───── Recorded information ─────

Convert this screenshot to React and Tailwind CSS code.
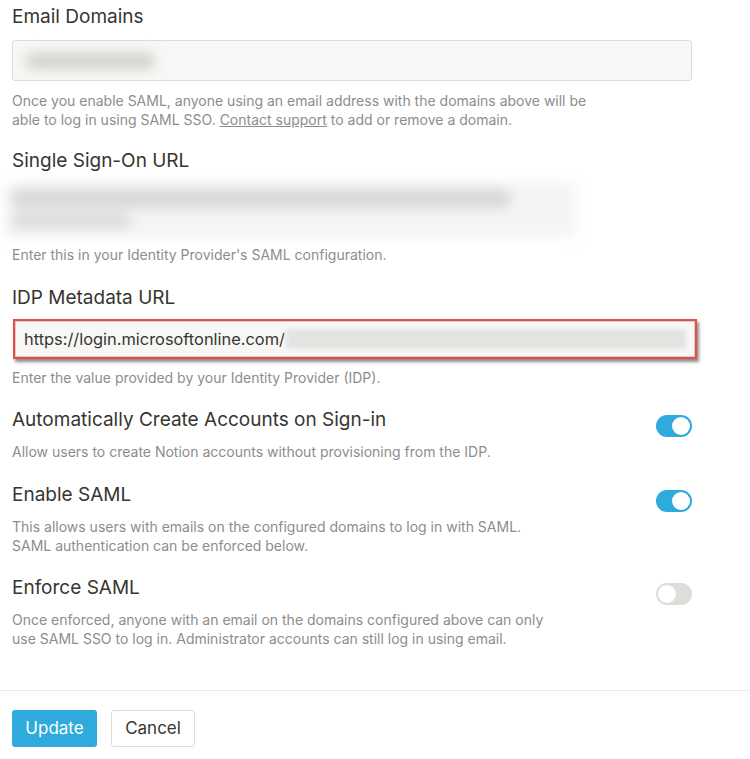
import React from "react";

function Toggle({ on }) {
  return (
    <div
      className={
        "mt-[7px] flex h-[22px] w-9 shrink-0 items-center rounded-full p-[2px] " +
        (on ? "justify-end bg-[#2eaadc]" : "justify-start bg-[#deddd9]")
      }
    >
      <div className="h-[18px] w-[18px] rounded-full bg-white" />
    </div>
  );
}

function ToggleRow({ title, on, mt, children }) {
  return (
    <div className={"flex items-start justify-between " + mt}>
      <div>
        <h2 className="text-[19px] leading-6">{title}</h2>
        <p className="mt-[10px] text-[14px] leading-[19px] text-[#8d8d8b]">
          {children}
        </p>
      </div>
      <Toggle on={on} />
    </div>
  );
}

export default function App() {
  return (
    <div className="h-[759px] w-[750px] overflow-hidden bg-white font-['Inter',sans-serif] text-[#37352f]">
      <div className="pl-3 pr-[58px] pt-[5px]">
        {/* Email Domains */}
        <h2 className="text-[19px] leading-6">Email Domains</h2>
        <div className="mt-[11px] flex h-[41px] items-center rounded-[3px] border border-[#dcdcda] bg-[#f7f7f5] px-3">
          <div className="h-[16px] w-[130px] rounded-full bg-[#d2d2cf] blur-[6px]" />
        </div>
        <p className="mt-[10px] text-[14px] leading-[19px] text-[#8d8d8b]">
          Once you enable SAML, anyone using an email address with the domains above will be
          <br />
          able to log in using SAML SSO.{" "}
          <span className="underline">Contact support</span> to add or remove a domain.
        </p>

        {/* Single Sign-On URL */}
        <h2 className="mt-[20px] text-[19px] leading-6">Single Sign-On URL</h2>
        <div className="-ml-[7px] mt-[9px] flex h-[55px] w-[570px] flex-col gap-[4px] bg-[#f4f4f4] px-[6px] py-[7px] blur-[6px]">
          <div className="h-[20px] w-[500px] rounded-full bg-[#d8d8d8]" />
          <div className="h-[18px] w-[120px] rounded-full bg-[#dedede]" />
        </div>
        <p className="mt-[8px] text-[14px] leading-[19px] text-[#8d8d8b]">
          Enter this in your Identity Provider's SAML configuration.
        </p>

        {/* IDP Metadata URL */}
        <h2 className="mt-[22px] text-[19px] leading-6">IDP Metadata URL</h2>
        <div className="ml-px mt-[9px] h-[40px] w-[684px] border-2 border-[#ea4b42] shadow-[2px_3px_3px_rgba(0,0,0,0.45)]">
          <div className="flex h-full items-center border border-[#cfcfcd] bg-[#f7f7f5] pl-[8px] pr-[8px]">
            <span className="whitespace-nowrap text-[16.4px]">
              https://login.microsoftonline.com/
            </span>
            <div className="ml-px h-[20px] flex-1 bg-[#e3e3e1] blur-[2px]" />
          </div>
        </div>
        <p className="mt-[9px] text-[14px] leading-[19px] text-[#8d8d8b]">
          Enter the value provided by your Identity Provider (IDP).
        </p>

        <ToggleRow title="Automatically Create Accounts on Sign-in" on mt="mt-[21px]">
          Allow users to create Notion accounts without provisioning from the IDP.
        </ToggleRow>

        <ToggleRow title="Enable SAML" on mt="mt-[22px]">
          This allows users with emails on the configured domains to log in with SAML.
          <br />
          SAML authentication can be enforced below.
        </ToggleRow>

        <ToggleRow title="Enforce SAML" on={false} mt="mt-[21px]">
          Once enforced, anyone with an email on the domains configured above can only
          <br />
          use SAML SSO to log in. Administrator accounts can still log in using email.
        </ToggleRow>
      </div>

      {/* Footer */}
      <div className="mt-[42px] border-t border-[#ebebea] pl-3 pt-[19px]">
        <div className="flex gap-[14px]">
          <button className="h-[37px] w-[85px] rounded-[3px] bg-[#2eaadc] text-[17px] text-white">
            Update
          </button>
          <button className="h-[37px] w-[84px] rounded-[3px] border border-[#dcdcda] bg-white text-[17px] text-[#37352f]">
            Cancel
          </button>
        </div>
      </div>
    </div>
  );
}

─────

Stated exercise:
Reproduce the data verbatim. Do not carry any picture into the copy.

Result below:
Convert this screenshot to React and Tailwind CSS code.
import React from "react";

function Toggle({ on }) {
  return (
    <div
      className={
        "mt-[7px] flex h-[22px] w-9 shrink-0 items-center rounded-full p-[2px] " +
        (on ? "justify-end bg-[#2eaadc]" : "justify-start bg-[#deddd9]")
      }
    >
      <div className="h-[18px] w-[18px] rounded-full bg-white" />
    </div>
  );
}

function ToggleRow({ title, on, mt, children }) {
  return (
    <div className={"flex items-start justify-between " + mt}>
      <div>
        <h2 className="text-[19px] leading-6">{title}</h2>
        <p className="mt-[10px] text-[14px] leading-[19px] text-[#8d8d8b]">
          {children}
        </p>
      </div>
      <Toggle on={on} />
    </div>
  );
}

export default function App() {
  return (
    <div className="h-[759px] w-[750px] overflow-hidden bg-white font-['Inter',sans-serif] text-[#37352f]">
      <div className="pl-3 pr-[58px] pt-[5px]">
        {/* Email Domains */}
        <h2 className="text-[19px] leading-6">Email Domains</h2>
        <div className="mt-[11px] flex h-[41px] items-center rounded-[3px] border border-[#dcdcda] bg-[#f7f7f5] px-3">
          <div className="h-[16px] w-[130px] rounded-full bg-[#d2d2cf] blur-[6px]" />
        </div>
        <p className="mt-[10px] text-[14px] leading-[19px] text-[#8d8d8b]">
          Once you enable SAML, anyone using an email address with the domains above will be
          <br />
          able to log in using SAML SSO.{" "}
          <span className="underline">Contact support</span> to add or remove a domain.
        </p>

        {/* Single Sign-On URL */}
        <h2 className="mt-[20px] text-[19px] leading-6">Single Sign-On URL</h2>
        <div className="-ml-[7px] mt-[9px] flex h-[55px] w-[570px] flex-col gap-[4px] bg-[#f4f4f4] px-[6px] py-[7px] blur-[6px]">
          <div className="h-[20px] w-[500px] rounded-full bg-[#d8d8d8]" />
          <div className="h-[18px] w-[120px] rounded-full bg-[#dedede]" />
        </div>
        <p className="mt-[8px] text-[14px] leading-[19px] text-[#8d8d8b]">
          Enter this in your Identity Provider's SAML configuration.
        </p>

        {/* IDP Metadata URL */}
        <h2 className="mt-[22px] text-[19px] leading-6">IDP Metadata URL</h2>
        <div className="ml-px mt-[9px] h-[40px] w-[684px] border-2 border-[#ea4b42] shadow-[2px_3px_3px_rgba(0,0,0,0.45)]">
          <div className="flex h-full items-center border border-[#cfcfcd] bg-[#f7f7f5] pl-[8px] pr-[8px]">
            <span className="whitespace-nowrap text-[16.4px]">
              https://login.microsoftonline.com/
            </span>
            <div className="ml-px h-[20px] flex-1 bg-[#e3e3e1] blur-[2px]" />
          </div>
        </div>
        <p className="mt-[9px] text-[14px] leading-[19px] text-[#8d8d8b]">
          Enter the value provided by your Identity Provider (IDP).
        </p>

        <ToggleRow title="Automatically Create Accounts on Sign-in" on mt="mt-[21px]">
          Allow users to create Notion accounts without provisioning from the IDP.
        </ToggleRow>

        <ToggleRow title="Enable SAML" on mt="mt-[22px]">
          This allows users with emails on the configured domains to log in with SAML.
          <br />
          SAML authentication can be enforced below.
        </ToggleRow>

        <ToggleRow title="Enforce SAML" on={false} mt="mt-[21px]">
          Once enforced, anyone with an email on the domains configured above can only
          <br />
          use SAML SSO to log in. Administrator accounts can still log in using email.
        </ToggleRow>
      </div>

      {/* Footer */}
      <div className="mt-[42px] border-t border-[#ebebea] pl-3 pt-[19px]">
        <div className="flex gap-[14px]">
          <button className="h-[37px] w-[85px] rounded-[3px] bg-[#2eaadc] text-[17px] text-white">
            Update
          </button>
          <button className="h-[37px] w-[84px] rounded-[3px] border border-[#dcdcda] bg-white text-[17px] text-[#37352f]">
            Cancel
          </button>
        </div>
      </div>
    </div>
  );
}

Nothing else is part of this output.